While one can imagine the classical presentation of the Shakuntala operas, other titles offer only vague, tantalising hints of the plot lines, such as Donizetti’s Il Paria which hints at untouchables and was based on C. Delavigne’s Le Paria of 1821. Many references to pariahs are found throughout this period in both literary and theatrical works. Other operas which tempt us are Donizetti’s La Regina di Golconda of 1828. Franz Adolphe Berwald’s Drottingen av Golconda of 1864 (first performed in Stockholm in 1968), Berton’s Aline, Reine de Golconde of 1803, and Boieldieu’s opera of the same name of 1804, as well as a number of ballets with similar titles. These works are all presumably based on the play by S.J. de Boufflers and hint of the same Queen of Golconda who lent her powder to Strauss for Der Rosenkavalier. Mentions of Les Bayadères of 1810 by Catel (the famous ballet by Minkus of 1877 was entitled La Bayadère) and The Temple Dancer by John Adam Hugo, which premiered at the Metropolitan Opera in New York in 1919, are equally tantalising. An operetta by Kalman called Bayadère is different from the other works since it is not about an Indian temple dancer but about an actress in a play by that title who is loved by an Indian maharaja.

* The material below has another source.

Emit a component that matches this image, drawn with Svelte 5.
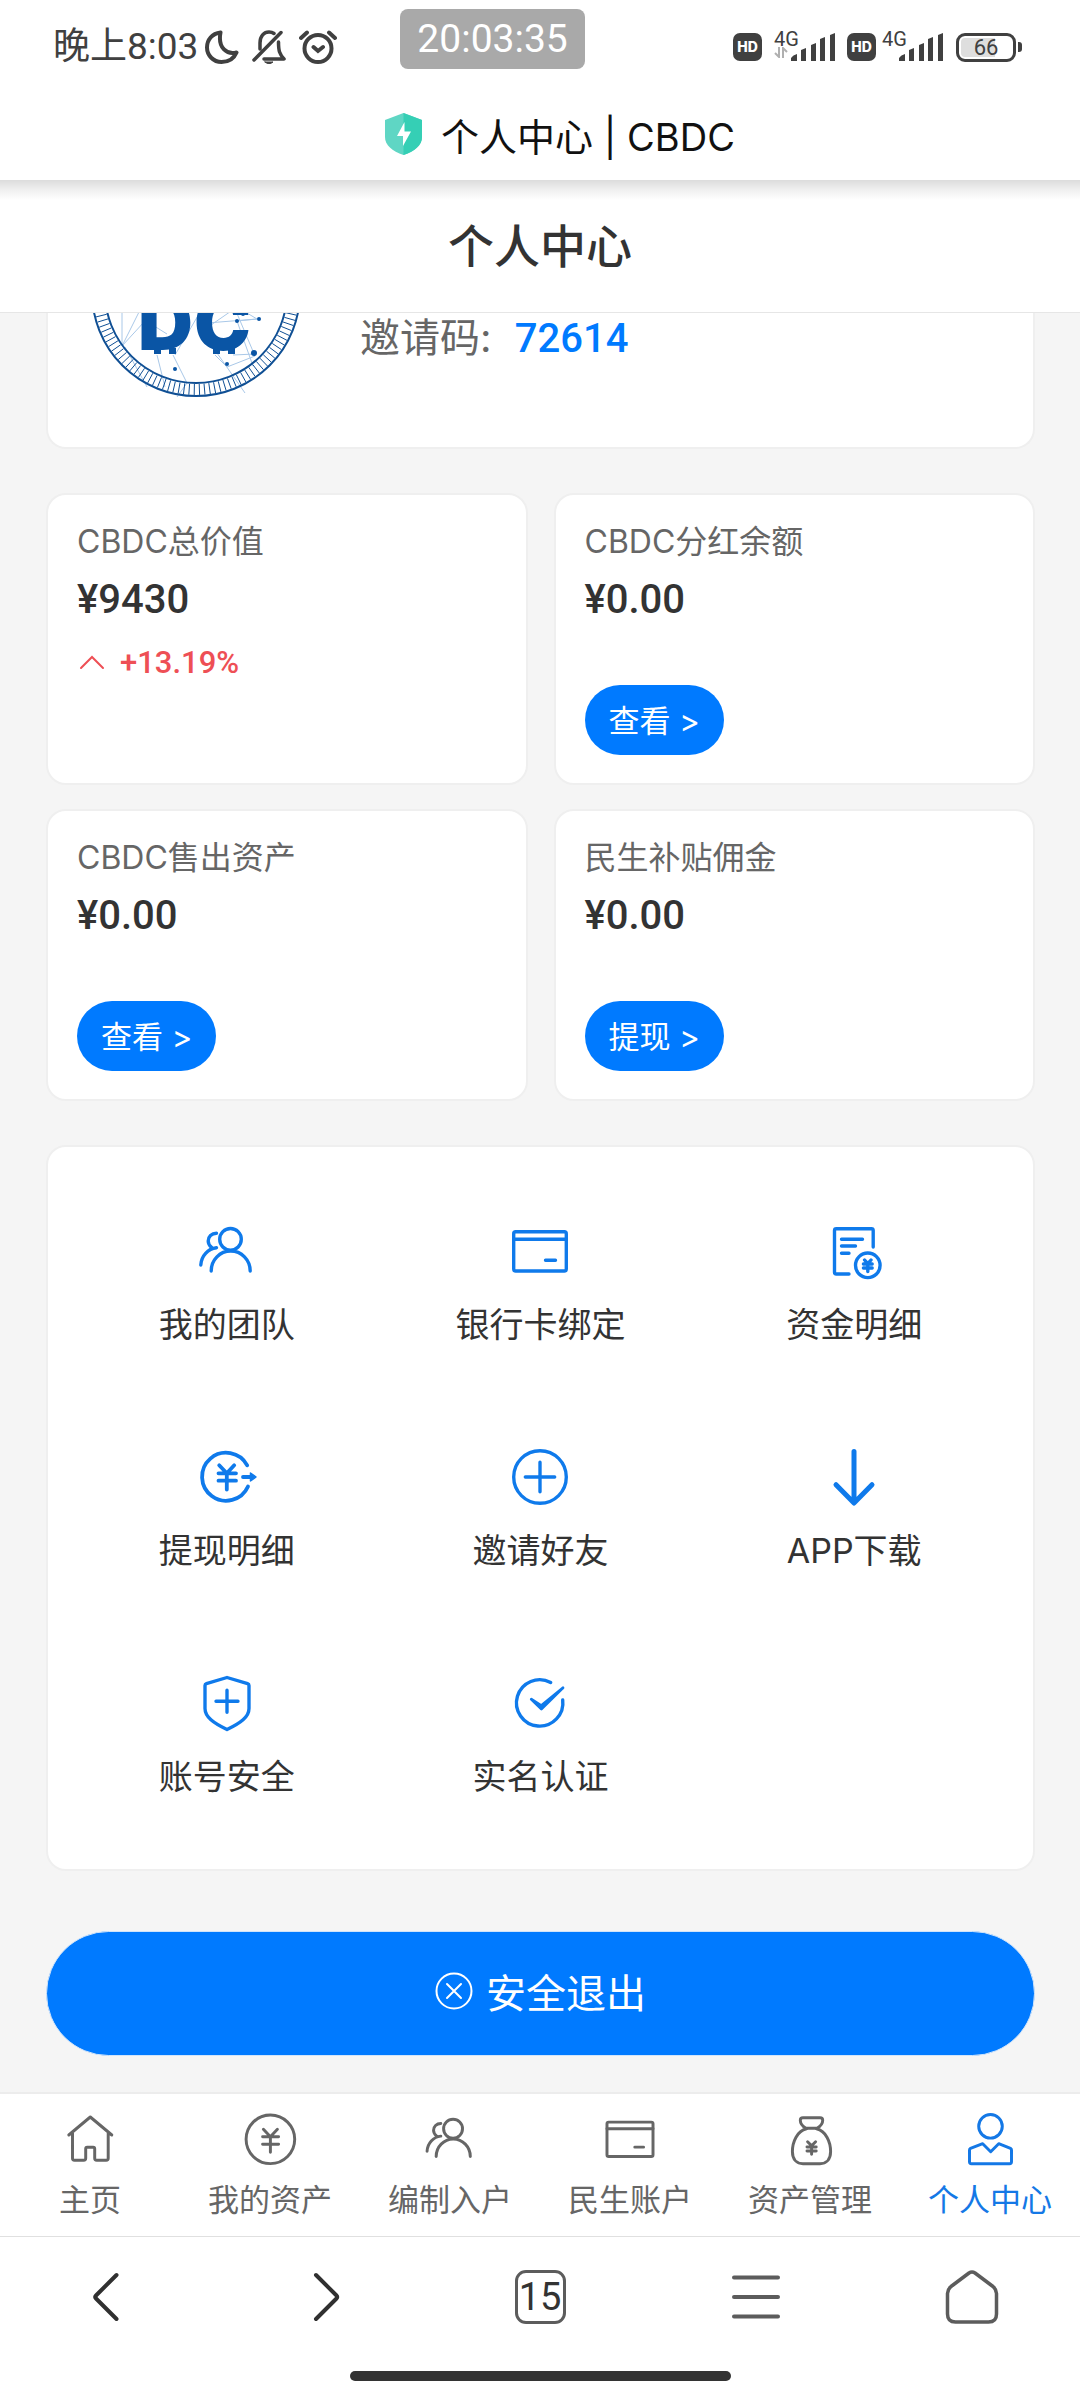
<script>
	const blue = '#0f7aeb';

	// every icon: viewBox size + inner markup, stroke comes from the parent svg
	const icons = {
		team: {
			box: 64,
			body: `<circle cx="35.5" cy="20.3" r="10.8"/><path d="M16.2 52a19.5 20 0 0 1 39 0M21.5 14.3c-5 0-8.3 3.5-8.3 7.7 0 3 1.2 4.6 3.3 6.4M21.5 28.7C13 29.5 6.2 37 5.8 46"/>`
		},
		card: {
			box: 64,
			body: `<rect x="5.7" y="12.7" width="52.6" height="39.3" rx="2"/><path d="M5.7 20.3h52.6M37.5 41.3h10"/>`
		},
		bill: {
			box: 64,
			body: `<path d="M51.2 28V11.5q0-1.8-1.8-1.8H14.3q-1.8 0-1.8 1.8v41.7q0 1.8 1.8 1.8H27M19.5 20.3h21M19.5 27h14M19.5 34.3h7.5"/><circle cx="45.8" cy="46.3" r="12.3"/><path d="M42.6 41l3.2 3.6 3.2-3.6M41.4 45h8.8M41.4 49h8.8M45.8 44.6v8"/>`
		},
		withdraw: {
			box: 64,
			body: `<g stroke-width="3.8"><path d="M52.2 20.3a24 24 0 1 0 .8 21.2M24.2 20.3l7.6 8 7.4-8M23.5 28.3h17.5M23.5 35.7h17.5M31.8 28.3v16.2M48 32h8"/></g><path d="M55.5 28v8l5.5-4z" fill="currentColor" stroke-width="1.5"/>`
		},
		plus: {
			box: 64,
			body: `<circle cx="32" cy="32" r="26.3"/><path d="M17.3 32h29.4M32 17.3v29.4"/>`
		},
		down: {
			box: 64,
			body: `<path d="M32 6.5v51M14 39.7L32 58l18-18.3" stroke-width="5"/>`
		},
		shield: {
			box: 64,
			body: `<path d="M32 6.5l20.6 6.2q1.4.4 1.4 1.8v23c0 8.5-8.5 14.5-22 21-13.5-6.5-22-12.5-22-21v-23q0-1.4 1.4-1.8zM21 30.300h22M32 19.300v22"/>`
		},
		check: {
			box: 64,
			body: `<path d="M42.7 11.5a23.2 23.2 0 1 0 12 17.5"/><path d="M23.3 28.2l10 6.4L55 16.8 33.4 38z" fill="currentColor" stroke-width="2.8"/>`
		},
		home: {
			box: 56,
			body: `<path d="M6.8 24L28.3 6l21.5 18M10.5 22v25.3q0 2 2 2h9.2q2 0 2-2v-9.5q0-1.5 1.5-1.5h6q1.5 0 1.5 1.5v9.5q0 2 2 2h9.5q2 0 2-2V22"/>`
		},
		yen: {
			box: 56,
			body: `<circle cx="28.4" cy="28.3" r="24.3"/><path d="M21.4 18.3l7 7.4 7-7.4M20.6 25.7h16M20.6 33.3h16M28.4 25.7v15.6"/>`
		},
		bag: {
			box: 56,
			body: `<path d="M24 17.3c-3.5-2-5.7-5-5.7-8q0-2.6 2.6-2.6h17.2q2.6 0 2.6 2.6c0 3-2.2 6-5.7 8z"/><path d="M24.500 17.8C15 20 10.4 31 10.4 40.5c0 8 4.4 12.2 10.6 12.2h17c6.2 0 10.6-4.2 10.6-12.2C48.6 31 44 20 34.5 17.8"/><path d="M25.6 30.8l4 4 4-4M25 36h9.2M25 40h9.2M29.6 35v8.3"/>`
		},
		user: {
			box: 56,
			body: `<circle cx="28.5" cy="15.3" r="11.8"/><path d="M20.7 32.7l8 8 8-8 11.8 4.7q1 .5 1 1.6v11.7q0 2-2 2h-38q-2 0-2-2V39q0-1.1 1-1.6z"/>`
		}
	};

	const assets = [
		{ name: 'CBDC总价值', value: '¥9430', rise: '+13.19%' },
		{ name: 'CBDC分红余额', value: '¥0.00', action: '查看 >' },
		{ name: 'CBDC售出资产', value: '¥0.00', action: '查看 >' },
		{ name: '民生补贴佣金', value: '¥0.00', action: '提现 >' }
	];

	const menu = [
		{ icon: 'team', text: '我的团队' },
		{ icon: 'card', text: '银行卡绑定' },
		{ icon: 'bill', text: '资金明细' },
		{ icon: 'withdraw', text: '提现明细' },
		{ icon: 'plus', text: '邀请好友' },
		{ icon: 'down', text: 'APP下载' },
		{ icon: 'shield', text: '账号安全' },
		{ icon: 'check', text: '实名认证' }
	];

	const tabs = [
		{ icon: 'home', text: '主页' },
		{ icon: 'yen', text: '我的资产' },
		{ icon: 'team', text: '编制入户' },
		{ icon: 'card', text: '民生账户' },
		{ icon: 'bag', text: '资产管理' },
		{ icon: 'user', text: '个人中心' }
	];

	let current = $state('user');

	// short spokes between the two rings of the coin
	const spokes = [];
	for (let a = -8; a <= 188; a += 3) {
		const r = (a * Math.PI) / 180;
		spokes.push(`M${105 + 92 * Math.cos(r)} ${105 + 92 * Math.sin(r)}L${105 + 103 * Math.cos(r)} ${105 + 103 * Math.sin(r)}`);
	}
</script>

{#snippet icon(name, size)}
	<svg
		width={size}
		height={size}
		viewBox="0 0 {icons[name].box} {icons[name].box}"
		fill="none"
		stroke="currentColor"
		stroke-width={icons[name].box / 19}
		stroke-linecap="round"
		stroke-linejoin="round"
		aria-hidden="true"
	>
		{@html icons[name].body}
	</svg>
{/snippet}

{#snippet signal()}
	<svg width="44" height="28" viewBox="0 0 44 28" fill="#404040" aria-hidden="true">
		<path d="M0 28v-3q2-3 6-4v7zM10 28V17l5-2v13zM20 28V12l5-2v18zM29 28V6l5-2v24zM39 28V2l5-2v28z" />
	</svg>
{/snippet}

<div class="page">
	<div class="status">
		<div class="status-left">
			<span class="clock">晚上8:03</span>
			<svg width="34" height="34" viewBox="0 0 34 34" fill="none" stroke="#404040" stroke-width="4" stroke-linejoin="round" aria-hidden="true">
				<path d="M15.5 2.5C7 3.5 2 10 2 17.5 2 25.5 8.5 32 16.5 32c7 0 12.5-3.5 15-9.5-9 2.5-19-4-16-20z" />
			</svg>
			<svg width="34" height="34" viewBox="0 0 34 34" fill="none" stroke="#404040" stroke-width="3.5" stroke-linecap="round" stroke-linejoin="round" aria-hidden="true">
				<path d="M2 30L29 2.5M8 19v-6C8 6 12 2 17 2q3 0 5 1.5M26.5 12c0 9 1 12 5.5 17H12" />
				<path d="M13 32h8q-4 3.5-8 0z" fill="#404040" stroke-width="1" />
			</svg>
			<svg width="38" height="34" viewBox="0 0 38 34" fill="none" stroke="#404040" stroke-width="4" stroke-linecap="round" aria-hidden="true">
				<circle cx="19" cy="18.5" r="13.5" />
				<path d="M2 8l6-5.500M36 8l-6-5.5M14.5 17l4.5 4 5-4" />
			</svg>
		</div>
		<div class="stamp">20:03:35</div>
		<div class="status-right">
			<span class="hd">HD</span>
			<span class="net">
				<span class="gen">4G</span>
				<svg width="14" height="11" viewBox="0 0 14 11" fill="none" stroke="#b0b0b0" stroke-width="2" aria-hidden="true"><path d="M5 0v10L1 6M9 11V1l4 4" /></svg>
			</span>
			{@render signal()}
			<span class="hd second">HD</span>
			<span class="net">
				<span class="gen">4G</span>
			</span>
			{@render signal()}
			<span class="battery">66</span>
			<span class="tip"></span>
		</div>
	</div>

	<div class="site">
		<svg width="37" height="42" viewBox="0 0 37 42" aria-hidden="true">
			<path d="M18.5 0L37 7v17c0 8-7 14-18.5 18C7 38 0 32 0 24V7z" fill="#5fd6c4" />
			<path d="M18.5 0L37 7v17c0 8-7 14-18.5 18z" fill="#35cfb5" />
			<path d="M19.5 9L12 23h6v10l8-14.5h-6.5z" fill="#fff" />
		</svg>
		<span>个人中心 | CBDC</span>
	</div>

	<header>
		<h1>个人中心</h1>
	</header>

	<main>
		<section class="card profile">
			<!-- lower part of the coin, the rest is scrolled under the header -->
			<svg width="210" height="84" viewBox="0 126 210 84" fill="none" aria-hidden="true">
				<g stroke="#a9c8e8" stroke-width="1">
					<path d="M31 122v37l34-37M31 159l25-50M76 147l-16-10M66 168l8 32M82 168l14 28-10 14M84 168l28-48M34 160l22 40M112 146l42 60M124 168l12 12 28-11-22-52M146 134l20-2-50 4M146 134l16 45M166 132l-20-12-26 18M142 168l22-1" />
				</g>
				<g fill="#0a55a5">
					<circle cx="84" cy="182" r="2" />
					<circle cx="146" cy="134" r="2" />
					<circle cx="168" cy="132" r="2" />
					<circle cx="152" cy="127" r="2" />
					<circle cx="163" cy="166" r="3" />
					<circle cx="136" cy="177" r="2" />
					<text class="coin" x="47" y="163">D</text>
					<text class="coin" x="103" y="163">C</text>
					<path d="M63 161h7v6h-7zM78 161h7v6h-7zM122 161h7v6h-7zM137 161h7v6h-7z" />
				</g>
				<g stroke="#0f4f94">
					<circle cx="105" cy="105" r="104" stroke-width="2" />
					<circle cx="105" cy="105" r="91" stroke-width="2" />
					<path d={spokes.join('')} stroke-width="1" />
				</g>
			</svg>
			<p>邀请码: <b>72614</b></p>
		</section>

		<section class="assets">
			{#each assets as item}
				<article class="card asset">
					<h2>{item.name}</h2>
					<strong>{item.value}</strong>
					{#if item.rise}
						<div class="rise">
							<svg width="30" height="20" viewBox="0 0 30 20" fill="none" stroke="currentColor" stroke-width="2" stroke-linecap="round" aria-hidden="true"><path d="M4 15L15 4l11 11" /></svg>
							<span>{item.rise}</span>
						</div>
					{/if}
					{#if item.action}
						<button class="pill">{item.action}</button>
					{/if}
				</article>
			{/each}
		</section>

		<section class="card menu">
			{#each menu as item}
				<button class="entry">
					<span class="entry-icon" style:color={blue}>{@render icon(item.icon, 64)}</span>
					<span>{item.text}</span>
				</button>
			{/each}
		</section>

		<button class="logout">
			<svg width="38" height="38" viewBox="0 0 38 38" fill="none" stroke="currentColor" stroke-width="2" stroke-linecap="round" aria-hidden="true">
				<circle cx="19" cy="19" r="17.5" />
				<path d="M12 12l14 14M26 12L12 26" />
			</svg>
			<span>安全退出</span>
		</button>
	</main>

	<nav class="tabs">
		{#each tabs as tab}
			<button class="tab" class:active={current === tab.icon} onclick={() => (current = tab.icon)}>
				{@render icon(tab.icon, 56)}
				<span>{tab.text}</span>
			</button>
		{/each}
	</nav>

	<footer>
		<div class="browser">
			<button aria-label="后退">
				<svg width="56" height="56" viewBox="0 0 56 56" fill="none" stroke="#303030" stroke-width="4" stroke-linecap="round" stroke-linejoin="round"><path d="M36.5 6L16 26.5q-1.5 1.5 0 3L36.5 50" /></svg>
			</button>
			<button aria-label="前进">
				<svg width="56" height="56" viewBox="0 0 56 56" fill="none" stroke="#303030" stroke-width="4" stroke-linecap="round" stroke-linejoin="round"><path d="M20 6l20.5 20.5q1.5 1.5 0 3L20 50" /></svg>
			</button>
			<button><span class="count">15</span></button>
			<button aria-label="菜单">
				<svg width="56" height="56" viewBox="0 0 56 56" fill="none" stroke="#5c5c5c" stroke-width="4" stroke-linecap="round"><path d="M6 8.5h44M6 28h44M6 47.500h44" /></svg>
			</button>
			<button aria-label="首页">
				<svg width="56" height="56" viewBox="0 0 56 56" fill="none" stroke="#5c5c5c" stroke-width="3.5" stroke-linejoin="round"><path d="M25 4q3-2 6 0l18 13.500q3.500 3 3.500 7V45q0 8-8 8h-33q-8 0-8-8V24.500q0-4 3.500-7z" /></svg>
			</button>
		</div>
		<div class="bar"></div>
	</footer>
</div>

<style>
	:global(body) {
		margin: 0;
		background: #f5f5f5;
	}

	* {
		box-sizing: border-box;
	}

	h1, h2, p {
		margin: 0;
	}

	button {
		padding: 0;
		border: 0;
		background: none;
		color: inherit;
		font: inherit;
		cursor: pointer;
	}

	svg {
		display: block;
		flex: none;
	}

	.page {
		font-family: Inter, "Noto Sans CJK SC", sans-serif;
		color: #333;
	}

	/* phone status bar */
	.status {
		display: flex;
		height: 88px;
		padding: 0 58px 0 53px;
		background: #fff;
		color: #404040;
	}

	.status-left, .status-right {
		display: flex;
		align-items: center;
		height: 94px;
	}

	.status-left {
		gap: 13px;
	}

	.clock {
		margin-right: -6px;
		font: 37px/44px Roboto, "Noto Sans CJK SC", sans-serif;
		white-space: nowrap;
	}

	.stamp {
		height: 60px;
		margin: 9px auto 0 63px;
		padding: 0 17px;
		border-radius: 8px;
		background: #a9a9a9;
		color: #fff;
		font: 39px/60px Roboto, sans-serif;
	}

	.hd {
		width: 29px;
		height: 28px;
		margin-right: 12px;
		border-radius: 7px;
		background: #404040;
		color: #fff;
		font-size: 14px;
		font-weight: 800;
		line-height: 28px;
		text-align: center;
	}

	.hd.second {
		margin-left: 12px;
		margin-right: 6px;
	}

	.net {
		display: flex;
		flex-direction: column;
		width: 27px;
		height: 32px;
		margin-right: -10px;
	}

	.gen {
		font: 20px/16px Roboto, sans-serif;
	}

	.battery {
		width: 60px;
		height: 29px;
		margin-left: 13px;
		border: 3px solid #404040;
		border-radius: 9px;
		background: linear-gradient(90deg, #dedede 66%, #fff 66%);
		box-shadow: inset 0 0 0 2px #fff;
		font: 22px/23px Roboto, sans-serif;
		text-align: center;
	}

	.tip {
		width: 4px;
		height: 10px;
		margin-left: 2px;
		border-radius: 0 3px 3px 0;
		background: #404040;
	}

	.site {
		display: flex;
		justify-content: center;
		align-items: center;
		gap: 19px;
		height: 92px;
		padding-left: 40px;
		background: #fff;
		color: #111;
		font-size: 38px;
	}

	header {
		display: flex;
		justify-content: center;
		align-items: center;
		height: 133px;
		border-bottom: 1px solid #e6e6e6;
		background: linear-gradient(#dcdcdc, #f0f0f0 10px, #fff 20px);
	}

	h1 {
		font-size: 46px;
		font-weight: 500;
		line-height: 64px;
	}

	main {
		padding: 0 45px 36px 46px;
	}

	.card {
		border: 2px solid #efefef;
		border-radius: 20px;
		background: #fff;
	}

	.profile {
		display: flex;
		align-items: flex-start;
		gap: 59px;
		padding: 0 43px 50px;
		border-top: 0;
		border-radius: 0 0 20px 20px;
	}

	.profile p {
		color: #666;
		font-size: 40px;
		line-height: 50px;
	}

	.profile b {
		margin-left: 12px;
		color: #007aff;
		font-family: Roboto, sans-serif;
		font-weight: 500;
	}

	.coin {
		font: 900 76px Inter, sans-serif;
	}

	.assets {
		display: grid;
		grid-template-columns: 1fr 1fr;
		gap: 24px 26px;
		margin: 44px 0;
	}

	.asset {
		display: flex;
		flex-direction: column;
		align-items: flex-start;
		min-height: 292px;
		padding: 25px 29px 28px;
	}

	h2 {
		color: #666;
		font-size: 32px;
		font-weight: 400;
		line-height: 44px;
	}

	.asset strong {
		margin-top: 8px;
		font: 500 40px/56px Roboto, sans-serif;
	}

	.rise {
		display: flex;
		align-items: center;
		gap: 13px;
		margin-top: 13px;
		color: #ee4f55;
		font: 500 31px/44px Roboto, sans-serif;
	}

	.pill {
		height: 70px;
		margin-top: auto;
		padding: 0 24px 4px;
		border-radius: 35px;
		background: #007aff;
		color: #fff;
		font-size: 31px;
	}

	.menu {
		display: grid;
		grid-template-columns: repeat(3, 1fr);
		grid-auto-rows: 226px;
		padding: 22px;
	}

	.entry {
		display: flex;
		flex-direction: column;
		align-items: center;
		gap: 18px;
		padding-top: 50px;
		font-size: 34px;
		line-height: 48px;
	}

	.logout {
		display: flex;
		justify-content: center;
		align-items: center;
		gap: 13px;
		width: 100%;
		height: 125px;
		margin-top: 60px;
		padding-bottom: 6px;
		border: 1px solid #cfe4fb;
		border-radius: 63px;
		background: #007aff;
		color: #fff;
		font-size: 40px;
	}

	.tabs {
		display: grid;
		grid-template-columns: repeat(6, 1fr);
		height: 144px;
		border-top: 2px solid #ececec;
		background: #fff;
	}

	.tab {
		display: flex;
		flex-direction: column;
		align-items: center;
		gap: 13px;
		padding-top: 17px;
		color: #666;
		font-size: 31px;
		line-height: 40px;
		white-space: nowrap;
	}

	.tab.active {
		color: #1478e6;
	}

	footer {
		height: 164px;
		border-top: 1px solid #e0e0e0;
		background: #fff;
	}

	.browser {
		display: grid;
		grid-template-columns: repeat(5, 1fr);
		justify-items: center;
		align-items: center;
		height: 119px;
	}

	.count {
		display: block;
		width: 51px;
		height: 54px;
		border: 3px solid #5c5c5c;
		border-radius: 11px;
		font: 38px/48px Roboto, sans-serif;
		text-align: center;
	}

	.bar {
		width: 381px;
		height: 10px;
		margin: 15px auto 0;
		border-radius: 5px;
		background: #333;
	}
</style>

An Act II scene from the 1916 Metropolitan Opera production of Les pêcheurs de perles by Georges Bizet

Besides these few operas a quick list of some of the operas still in the repertoire giving Western operatic impressions of the Indian subcontinent includes: Les Pêcheurs de Perles by Georges Bizet of 1863; L’Africaine (a title which refers to colour and not race or continent) by Giacomo Meyerbeer of 1865; Le Roi de Lahore by Jules Massenet of 1877; Lakmé by Léo Delibes of 1883; Savitri by Gustav Holst of 1916 (but written in 1908); and Padmavati (an opera-ballet) by Albert Roussel of 1923.

Many of these operas have had productions in North America during the last decade or so: Les Pêcheurs de Perles in San Francisco and New York; L’Africaine in San Francisco; Le Roi de Lahore in Vancouver; Lakmé in Dallas, New York and Chicago; Savitri in San Francisco and Baton Rouge; The Last Savage in Charleston; and Satyagraha at Artpark in Lewiston, New York.